We go through a particular process. We know that the therapies we use for disease modification accrue their benefits over weeks and months and years, not days. You must pick a therapy that the patient is comfortable with, that they're going to be able to tolerate, and that they're going to be able to use consistently. We also take into consideration things like lifestyle and plans for reproduction, for example. For women, that's going to dictate whether some medications are a good choice or not. That's part of the art. We are mainly diagnosing relapsing patients when they present, although we do, of course, have progressive patients, who continue to be a real challenge, and are one of the great unmet needs in the MS community. That requires more detailed conversation, and honestly, for a new presentation, it requires a lot more critical thinking about diagnosis to make sure that we're making the right diagnosis, especially in cases of progressive disease. This is where I think some of what makes neuroimmunology an attractive yield for a lot of our trainees, because there is a lot of patient education, patient interaction. There's a lot of shared decision making. There's an interesting pathophysiology. We have imaging, and now we have these great therapeutics. But there's also this human part of it and the interaction with the patients and the patient population that I think makes it a particularly attractive area for our trainees.
Certainly, the definition of MS in terms of which patients should be treated and what patients might benefit from treatment has changed. We looked now for active disease. Active disease can be defined even if people are having progressive disability. But if they have new inflammatory activity, whether it's relapses or new activity on their scans, that is definitely an indication that therapies that are anti-inflammatory can have a benefit. Where the field is now is trying to understand more of the compartmentalized inflammation that we think could be a real driver of this progressive disability that patients continue to experience despite these very effective anti-inflammatory treatments.

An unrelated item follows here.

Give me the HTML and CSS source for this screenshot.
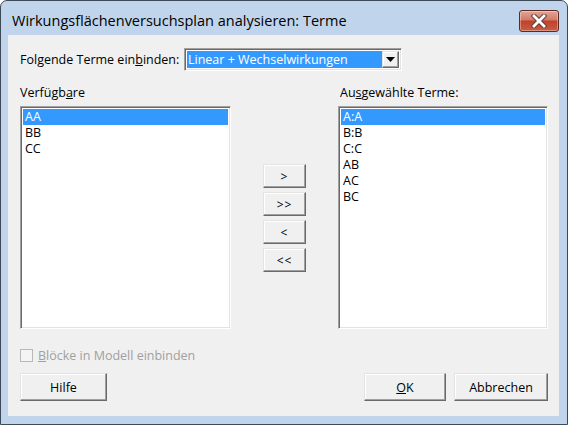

We're excited about some of the research. We work a lot on biomarkers here at Cedars for both diagnosis and a lot of the work we've been doing in the central vein sign has been impactful. We're excited about the CAVS-MS study that was just fully enrolled, but also on the other end, looking at other markers for compartmentalized inflammation like paramagnetic rims, lesions and some other studies that indicate there may be some ways to both identify patients early on who might be prone to having more progressive disease in the future, and then also as a biomarker for treatment effects. We're starting to be much more sophisticated in the way we think about the disease. The disease has multiple components to it, both the initial inflammatory processes, but then all the things that are going on within the brain and within the spinal cord that are compartmentalized. So far, our therapies haven't been able to directly impact that, so I think that's the next frontier.